To minimize $J(\cdot)$ , we take its derivative with respect to $\boldsymbol{\beta}$ , set it equal to zero, and solve for $\boldsymbol{\beta}$ ,

$\begin{aligned} &\nabla J(\boldsymbol{\beta}) \\ &\stackrel{1}{=} \nabla \Big[ (\mathbf{y} - \mathbf{X}\boldsymbol{\beta})^{\top} \mathbf{W} (\mathbf{y} - \mathbf{X}\boldsymbol{\beta}) \Big] \\ &\stackrel{2}{=} \nabla \Big[ (\mathbf{y}^{\top} - \boldsymbol{\beta}^{\top} \mathbf{X}^{\top}) \mathbf{W} (\mathbf{y} - \mathbf{X}\boldsymbol{\beta}) \Big] \\ &\stackrel{3}{=} \nabla \Big[ \boldsymbol{\beta}^{\top} \mathbf{X}^{\top} \mathbf{W} \mathbf{X}\boldsymbol{\beta} - \mathbf{y}^{\top} \mathbf{W} \mathbf{X} \boldsymbol{\beta} + \mathbf{y}^{\top} \mathbf{W} \mathbf{y} - \boldsymbol{\beta}^{\top} \mathbf{X}^{\top} \mathbf{W} \mathbf{y} \Big] \\ &\stackrel{4}{=} \nabla \,\text{tr} \big( \boldsymbol{\beta}^{\top} \mathbf{X}^{\top} \mathbf{W} \mathbf{X}\boldsymbol{\beta} - \mathbf{y}^{\top} \mathbf{W} \mathbf{X} \boldsymbol{\beta} + \mathbf{y}^{\top} \mathbf{W} \mathbf{y} - \boldsymbol{\beta}^{\top} \mathbf{X}^{\top} \mathbf{W} \mathbf{y} \big) \\ &\stackrel{5}{=} \nabla \,\text{tr} \big( \boldsymbol{\beta}^{\top} \mathbf{X}^{\top} \mathbf{W} \mathbf{X} \boldsymbol{\beta} \big) - \nabla \,\text{tr}\big(\mathbf{y}^{\top} \mathbf{W} \mathbf{X} \boldsymbol{\beta}\big) + \cancel{\nabla \,\text{tr}\big(\mathbf{y}^{\top} \mathbf{W} \mathbf{y}\big)} - \nabla \,\text{tr}\big(\boldsymbol{\beta}^{\top} \mathbf{X}^{\top} \mathbf{W} \mathbf{y} \big) \\ &\stackrel{6}{=} \nabla \,\text{tr} \big( \boldsymbol{\beta}^{\top} \mathbf{X}^{\top} \mathbf{W} \mathbf{X}\boldsymbol{\beta} \big) - 2 \nabla \,\text{tr}\big(\boldsymbol{\beta}^{\top}\mathbf{X}^{\top} \mathbf{W} \mathbf{y}\big) \\ &\stackrel{7}{=} 2 \mathbf{X}^{\top} \mathbf{W} \mathbf{X} \boldsymbol{\beta} - 2 \mathbf{X}^{\top} \mathbf{W} \mathbf{y}. \end{aligned} \tag{20}$

This is identical to the derivation for the OLS normal equation, except that we must pass the matrix $\mathbf{W}$ through the derivation. In step $4$ , we use the fact that the trace of a scalar is the scalar. In step $5$ , we use the linearity of differentiation and the trace operator. In step $6$ , we use the fact that $\text{tr}(\mathbf{A}) = \text{tr}(\mathbf{A}^{\top})$ . In step $7$ , we take the derivatives of the left and right terms using identities $108$ and $103$ from (Petersen et al., 2008), respectively.

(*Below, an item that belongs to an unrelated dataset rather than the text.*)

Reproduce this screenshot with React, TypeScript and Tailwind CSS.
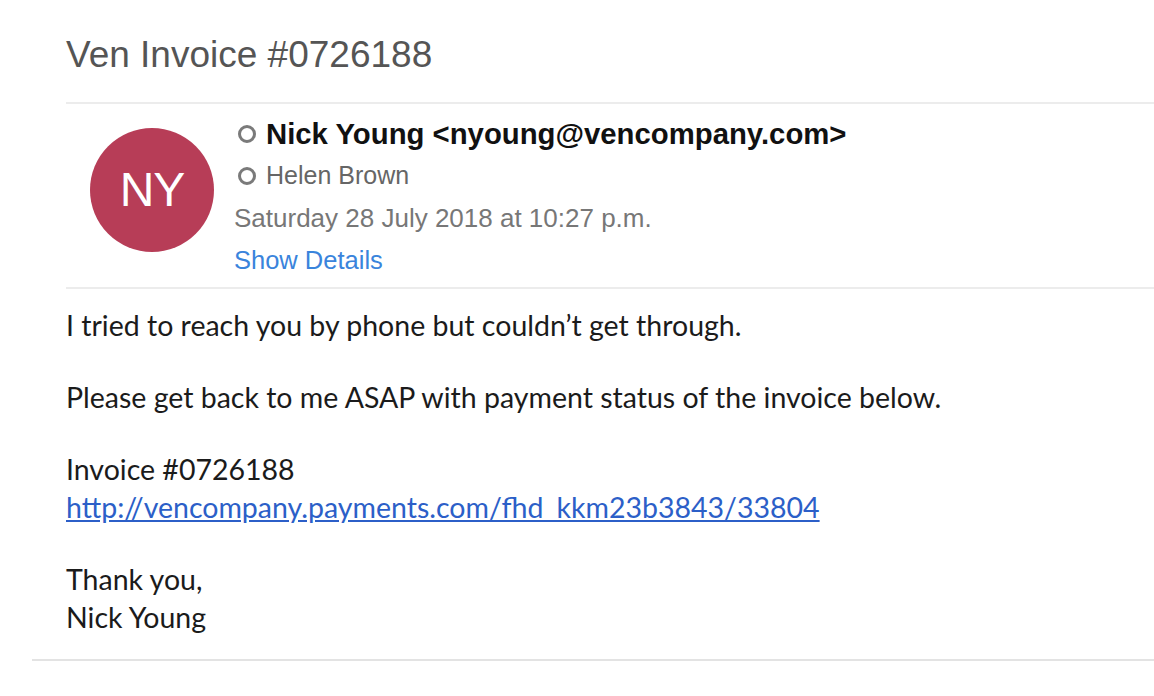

If we set line $7$ equal to zero and solve for $\boldsymbol{\beta}$ , we get the WLS normal equation:

$\boldsymbol{\beta} = \left( \mathbf{X}^{\top} \mathbf{W} \mathbf{X} \right)^{-1} \mathbf{X}^{\top} \mathbf{W} \mathbf{y}. \tag{21}$

And we’re done.

Aitkin, A. C. (1935). On least squares and linear combination of observations. Proceedings of the Royal Society of Edinburgh, 55, 42–48.
Petersen, K. B., Pedersen, M. S., & others. (2008). The matrix cookbook. Technical University of Denmark, 7(15), 510.